* [DESCRIPTION OF THE TASK] Where a line holds "styles", copy it.
** START OF DATASET SECTION **
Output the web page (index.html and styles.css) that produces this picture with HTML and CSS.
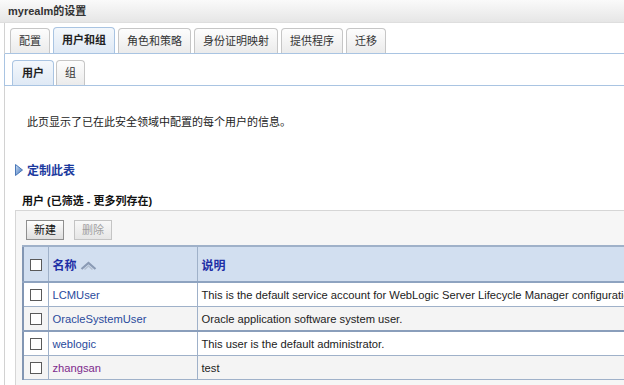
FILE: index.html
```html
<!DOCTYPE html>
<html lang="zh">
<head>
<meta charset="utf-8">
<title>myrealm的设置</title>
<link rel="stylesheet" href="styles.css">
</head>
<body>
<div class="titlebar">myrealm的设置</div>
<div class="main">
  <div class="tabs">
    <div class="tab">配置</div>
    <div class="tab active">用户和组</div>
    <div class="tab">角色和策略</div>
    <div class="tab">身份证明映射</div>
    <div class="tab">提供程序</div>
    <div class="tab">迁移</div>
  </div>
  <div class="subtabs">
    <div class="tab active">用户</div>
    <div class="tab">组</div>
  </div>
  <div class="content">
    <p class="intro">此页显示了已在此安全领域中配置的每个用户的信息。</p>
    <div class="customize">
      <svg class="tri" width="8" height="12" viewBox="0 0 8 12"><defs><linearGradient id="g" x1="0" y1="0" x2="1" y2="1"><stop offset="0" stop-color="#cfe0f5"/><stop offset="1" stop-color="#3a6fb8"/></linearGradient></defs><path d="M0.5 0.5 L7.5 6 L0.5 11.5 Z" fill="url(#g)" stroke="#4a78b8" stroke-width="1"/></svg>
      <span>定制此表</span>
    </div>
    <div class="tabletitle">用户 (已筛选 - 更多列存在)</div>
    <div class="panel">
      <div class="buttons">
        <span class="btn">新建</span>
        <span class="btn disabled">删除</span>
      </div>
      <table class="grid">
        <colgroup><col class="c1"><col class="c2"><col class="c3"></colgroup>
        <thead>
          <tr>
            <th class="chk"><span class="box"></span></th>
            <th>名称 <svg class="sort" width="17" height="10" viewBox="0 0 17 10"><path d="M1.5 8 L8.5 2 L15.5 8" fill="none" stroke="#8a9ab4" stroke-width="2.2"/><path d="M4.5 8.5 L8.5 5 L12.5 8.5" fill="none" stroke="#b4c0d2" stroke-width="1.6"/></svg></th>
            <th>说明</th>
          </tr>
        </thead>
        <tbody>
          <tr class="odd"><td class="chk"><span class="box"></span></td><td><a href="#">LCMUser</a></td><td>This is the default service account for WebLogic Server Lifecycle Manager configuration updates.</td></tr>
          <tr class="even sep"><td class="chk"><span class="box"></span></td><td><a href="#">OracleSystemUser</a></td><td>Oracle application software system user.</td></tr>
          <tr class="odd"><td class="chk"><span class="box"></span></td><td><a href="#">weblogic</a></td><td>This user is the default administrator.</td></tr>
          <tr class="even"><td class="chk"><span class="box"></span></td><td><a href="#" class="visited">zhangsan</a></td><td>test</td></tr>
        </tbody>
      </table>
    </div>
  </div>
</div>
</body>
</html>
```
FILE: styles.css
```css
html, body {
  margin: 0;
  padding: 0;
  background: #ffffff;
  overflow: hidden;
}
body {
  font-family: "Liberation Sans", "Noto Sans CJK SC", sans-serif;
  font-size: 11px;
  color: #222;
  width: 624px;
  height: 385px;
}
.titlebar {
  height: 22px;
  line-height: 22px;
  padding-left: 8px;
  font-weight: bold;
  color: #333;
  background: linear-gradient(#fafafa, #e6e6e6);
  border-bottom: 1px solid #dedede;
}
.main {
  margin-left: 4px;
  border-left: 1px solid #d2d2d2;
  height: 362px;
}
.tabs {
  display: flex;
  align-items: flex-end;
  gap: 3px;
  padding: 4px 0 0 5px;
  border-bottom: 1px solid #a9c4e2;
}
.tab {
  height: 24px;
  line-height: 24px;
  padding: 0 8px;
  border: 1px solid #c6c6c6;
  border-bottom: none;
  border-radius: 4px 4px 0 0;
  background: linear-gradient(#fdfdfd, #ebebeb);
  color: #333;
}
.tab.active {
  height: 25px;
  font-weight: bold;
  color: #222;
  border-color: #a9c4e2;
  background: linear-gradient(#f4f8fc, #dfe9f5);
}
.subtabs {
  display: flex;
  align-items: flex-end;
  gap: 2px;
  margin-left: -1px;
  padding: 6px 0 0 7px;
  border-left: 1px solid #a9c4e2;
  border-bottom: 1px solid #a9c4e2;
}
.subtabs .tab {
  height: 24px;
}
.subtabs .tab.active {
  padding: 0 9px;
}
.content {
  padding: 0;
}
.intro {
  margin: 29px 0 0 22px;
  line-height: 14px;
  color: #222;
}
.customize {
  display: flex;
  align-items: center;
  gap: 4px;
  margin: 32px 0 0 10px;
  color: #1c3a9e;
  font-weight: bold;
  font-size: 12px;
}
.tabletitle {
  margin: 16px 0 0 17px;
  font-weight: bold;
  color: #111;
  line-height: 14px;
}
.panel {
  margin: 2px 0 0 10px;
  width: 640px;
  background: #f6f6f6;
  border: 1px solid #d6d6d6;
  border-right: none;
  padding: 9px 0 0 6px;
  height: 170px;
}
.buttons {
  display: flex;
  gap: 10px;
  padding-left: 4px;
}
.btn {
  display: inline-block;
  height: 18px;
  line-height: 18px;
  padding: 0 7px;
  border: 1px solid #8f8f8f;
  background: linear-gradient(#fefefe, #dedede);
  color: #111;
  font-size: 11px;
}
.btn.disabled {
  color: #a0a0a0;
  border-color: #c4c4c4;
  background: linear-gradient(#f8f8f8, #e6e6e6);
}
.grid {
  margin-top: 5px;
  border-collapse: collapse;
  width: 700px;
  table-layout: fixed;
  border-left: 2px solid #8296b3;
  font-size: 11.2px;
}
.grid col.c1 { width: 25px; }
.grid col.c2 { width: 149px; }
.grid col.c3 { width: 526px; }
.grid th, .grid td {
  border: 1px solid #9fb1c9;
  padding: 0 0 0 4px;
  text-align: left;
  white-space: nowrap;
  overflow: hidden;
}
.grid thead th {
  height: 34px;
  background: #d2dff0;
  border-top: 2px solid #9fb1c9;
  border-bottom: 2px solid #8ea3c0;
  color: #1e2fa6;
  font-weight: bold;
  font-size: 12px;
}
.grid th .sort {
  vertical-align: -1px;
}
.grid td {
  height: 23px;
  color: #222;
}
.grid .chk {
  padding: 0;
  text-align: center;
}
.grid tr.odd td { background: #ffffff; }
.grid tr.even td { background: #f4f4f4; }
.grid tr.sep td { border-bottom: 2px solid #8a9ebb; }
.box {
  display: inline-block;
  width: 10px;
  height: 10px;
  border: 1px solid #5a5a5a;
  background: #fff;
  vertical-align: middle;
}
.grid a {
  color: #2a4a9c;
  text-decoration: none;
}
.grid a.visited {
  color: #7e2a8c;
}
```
** END OF DATASET SECTION **
* [THE ANSWER]
Output the web page (index.html and styles.css) that produces this picture with HTML and CSS.
<link rel="stylesheet" href="styles.css">
FILE: styles.css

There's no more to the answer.